Suppose a big and vibrant community working in /datasets-br, /datasets-nl, etc. and all in a “no /datasets intersections allowed” mode, but each one with a big set of people looking for a official_name_X column at /datasets/country-codes…
I think this is the “most vibrant” aspect: a new demand, a new pression in the curatory organization of the central /datasets, perhaps a kind of “federated democracy”
In the case of country-codes, and supposing that “join CSV files” is not a problem for users, the federated community can help central /datasets to maintain a new country-codes-names.csv file with all official_name_X columns: this solution seems better than intersection in /datasets-Y projects.
I completely agree that there should be as little intersections as possible. Keeping these in sync is difficult and a waste of resources.
My geo background blinded me to the issues you raise as I planned to simply use the geographical dimension as a categorisation metric: /datasets-nl and /datasets-br will only contain datasets located within the country’s borders (however these might be defined… dragons ahead, I realise).
For datasets that are not bound to a single country (like country-codes.csv), I’d argue it’s cleaner to put them in /datasets and ask /datasets-nl contributors to add/maintain additional columns as they see fit.
I’m in favor of keeping everything as simple and as self-contained as possible. There’s a huge user base that can’t script but is able to produce beautiful and insightful visualisation, analyses, articles, and insights. It’s important to give them access to data (while they are learning how to code/do advanced data stuffs )
Hi @simeonnedkov and readers, let’s start some initiative in this direction?
A good demand is the country-specific ISO 3166-2 tables.

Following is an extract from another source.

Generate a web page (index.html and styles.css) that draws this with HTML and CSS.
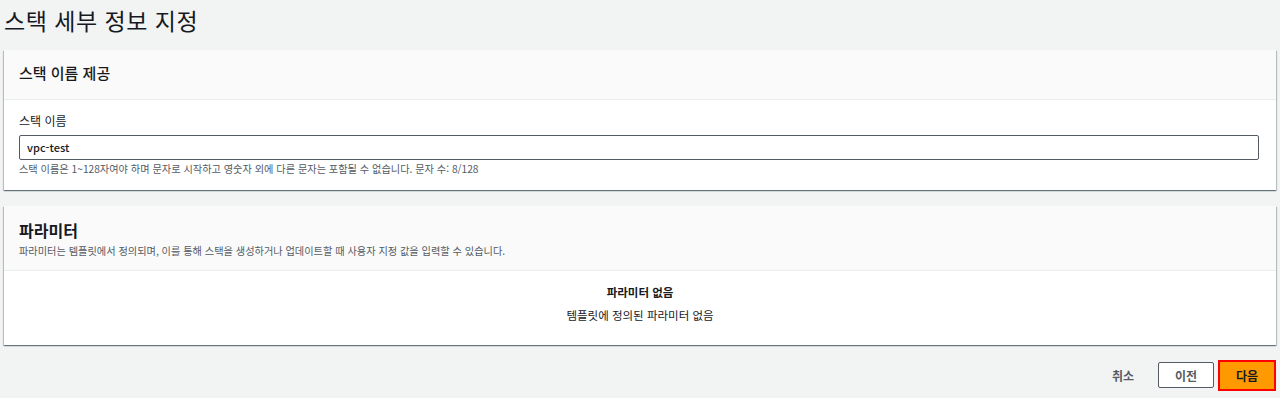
FILE: index.html
```html
<!DOCTYPE html>
<html lang="ko">
<head>
<meta charset="utf-8">
<link rel="stylesheet" href="styles.css">
</head>
<body>
<div class="page">
  <h1 class="title">스택 세부 정보 지정</h1>

  <section class="card">
    <div class="card-header">
      <h2 class="card-title">스택 이름 제공</h2>
    </div>
    <div class="card-body">
      <label class="field-label">스택 이름</label>
      <div class="input">vpc-test</div>
      <p class="hint">스택 이름은 1~128자여야 하며 문자로 시작하고 영숫자 외에 다른 문자는 포함될 수 없습니다. 문자 수: 8/128</p>
    </div>
  </section>

  <section class="card">
    <div class="card-header header-tall">
      <h2 class="card-title bold">파라미터</h2>
      <p class="desc">파라미터는 템플릿에서 정의되며, 이를 통해 스택을 생성하거나 업데이트할 때 사용자 지정 값을 입력할 수 있습니다.</p>
    </div>
    <div class="card-body empty">
      <p class="empty-title">파라미터 없음</p>
      <p class="empty-text">템플릿에 정의된 파라미터 없음</p>
    </div>
  </section>

  <div class="actions">
    <button class="btn-link">취소</button>
    <button class="btn-normal">이전</button>
    <button class="btn-primary">다음</button>
  </div>
</div>
</body>
</html>
```

FILE: styles.css
```css
* { box-sizing: border-box; }
html, body {
  margin: 0;
  padding: 0;
  background: #f2f3f3;
  font-family: "Noto Sans CJK KR", "Noto Sans", sans-serif;
  color: #16191f;
}
.page {
  width: 1280px;
  height: 398px;
  padding: 0 4px 0 4px;
  overflow: hidden;
}
.title {
  margin: 0;
  padding-top: 5px;
  height: 50px;
  font-size: 23px;
  font-weight: 400;
  line-height: 30px;
  letter-spacing: 0.5px;
  color: #16191f;
}
.card {
  background: #fff;
  box-shadow: 0 1px 1px 0 rgba(0,28,36,.35), 1px 1px 1px 0 rgba(0,28,36,.2), -1px 1px 1px 0 rgba(0,28,36,.2);
  margin-bottom: 16px;
}
.card-header {
  background: #fafafa;
  border-bottom: 1px solid #eaeded;
  height: 50px;
  padding: 12px 16px 0 15px;
}
.header-tall {
  height: 65px;
  padding-top: 13px;
}
.card-title {
  margin: 0;
  font-size: 15px;
  font-weight: 500;
  line-height: 22px;
}
.card-title.bold {
  font-size: 16px;
  font-weight: 700;
  line-height: 22px;
}
.desc {
  margin: 3px 0 0;
  font-size: 10.2px;
  line-height: 14px;
  color: #545b64;
}
.card-body {
  padding: 12px 16px 14px 15px;
}
.field-label {
  display: block;
  font-size: 12px;
  line-height: 18px;
  height: 23px;
  color: #16191f;
}
.input {
  height: 25px;
  border: 1px solid #545b64;
  border-radius: 2px;
  padding: 0 7px;
  font-size: 11px;
  font-weight: 500;
  line-height: 23px;
  color: #16191f;
  background: #fff;
  margin-right: 1px;
}
.hint {
  margin: 2px 0 0;
  font-size: 10.2px;
  line-height: 14px;
  color: #545b64;
}
.empty {
  height: 74px;
  padding: 12px 16px;
  text-align: center;
}
.empty-title {
  margin: 0;
  font-size: 11.5px;
  font-weight: 700;
  line-height: 18px;
  color: #16191f;
}
.empty-title + .empty-text { margin-top: 5px; }
.empty-text {
  margin: 0;
  font-size: 11.5px;
  line-height: 18px;
  color: #16191f;
}
.actions {
  display: flex;
  justify-content: flex-end;
  align-items: center;
  margin-top: -2px;
  padding-right: 0;
  height: 32px;
}
.actions button {
  font-family: inherit;
  font-size: 12px;
  font-weight: 700;
  cursor: pointer;
}
.btn-link {
  background: none;
  border: none;
  color: #545b64;
  padding: 0;
  margin-right: 24px;
}
.btn-normal {
  width: 56px;
  height: 26px;
  background: #fff;
  border: 1px solid #545b64;
  border-radius: 2px;
  color: #545b64;
  margin-right: 4px;
}
.btn-primary {
  width: 58px;
  height: 31px;
  background: #ff9900;
  border: 2px solid #ff0000;
  border-radius: 0;
  color: #16191f;
}
```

For instance ISO 3166-2:BR:
it is a simple table (columns “Subdivision”,“Name”, and “CurrentLevel”), and easy to maintain.
need some data adiction, from local-interest curators, about yerars of creation/extinction (more two coluns)… See my draft table for BR.
@simeonnedkov@ppkrauss I really like the idea of having many more Data Package registries on GitHub, but I’m not sold yet on having lots of country-specific ones. I’m sure it might be relatively easy to find yourself in the situation where you have a dataset that you need and are willing and able to maintain, but may not fit in either datasets-nl or datasets, which would be a real problem . That being said datasets-nl seem like a fine place to start testing out the idea for projects in the Netherlands. We can help promote new datasets as you add them and see if other people jump on board. It might be worth coming up with some guidelines for contribution.
In the case of country-codes, and supposing that “join CSV files” is not a problem for users, the federated community can help central /datasets to maintain a new country-codes-names.csv file with all official_name_X columns: this solution seems better than intersection in /datasets-Y projects.
I particularly like this idea. I think it counts as an generally useful dataset to add to /datasets/. Perhaps you could create a new issue for it: Sign in to GitHub · GitHub
As I said above, I’m neutral as to whether you should manage these on /datasets-br/ or /okfn-brasil/, but I do think they both seem important and generally useful! Given that you are managing the ISO-3166-2-BR dataset through Google Sheets, you might be interested in generating a Data Package directly from there. See this post for some background info on it:
Hi @danfowler , thanks your complete reply. Let’s see your comments:
…it might be relatively easy to find yourself in the situation where you have a dataset that you need and are willing and able to maintain, but may not fit …
…hum… but I think we know exactly, and it fit. The discussion here shows that it fit.
… datasets-nl seem like a fine place to start testing out the idea for projects in the Netherlands…
…hum… not the case: it is not a “sandbox” at this time, it is a mature ideia… the discussion here is something like “hello Open Knowledge, let’s expand github.com/datasets initiative … potencialize application and collaboration…, we need your support and your endorsement!”…
… I’m neutral as to whether you should manage these on /datasets-br/ or /okfn-brasil/, but I do think they both seem important and generally useful!
… ok, lets vote to use of the Open Knowledge seal in the iniciative!
But, allow me to express differently, puting in other words: we need (you agree?) a new repository into the Open Kownlege oficial Curated Core Datasets · GitHub, so something like /datasets/br-datasets or /datasets/nl-datasets… let’s fork github.com/okfn-brasil/dataset-cbo to github.com/datasets/br-datasets (!) PS: after fork I will move the data to data/cbo, review Readme, datapackage.json, etc. (it will be a dataset with many sub-datasets).
Great @ppkrauss! Let me know if you need any help with some of the tooling for working with Data Packages. For example, have you seen goodtables.io which allows you to automatically validate Data Packages in a GitHub repo?
@danfowler - has someone from our team gotten in touch with you yet? I recommend that Andrew check in with you to see if there was any discussion of this. If so, we be happy to participate and follow whatever recommendations come out. If not we’re happy to take a first crack at thinking through what makes sense and report back.
Hi @danfowler or @Jobarratt, this is another technical solicitation… But there are also some issues to be clarified. To continue Datasets-BR project and to offer better opportunity to the country-specific registries in general, is interesting to use a consistent namespace at Datahub.io.
Will be natural to use, as “reserved authority names”, the core suffixed by country codes: datahub.io/core-br, datahub.io/core-nl, etc.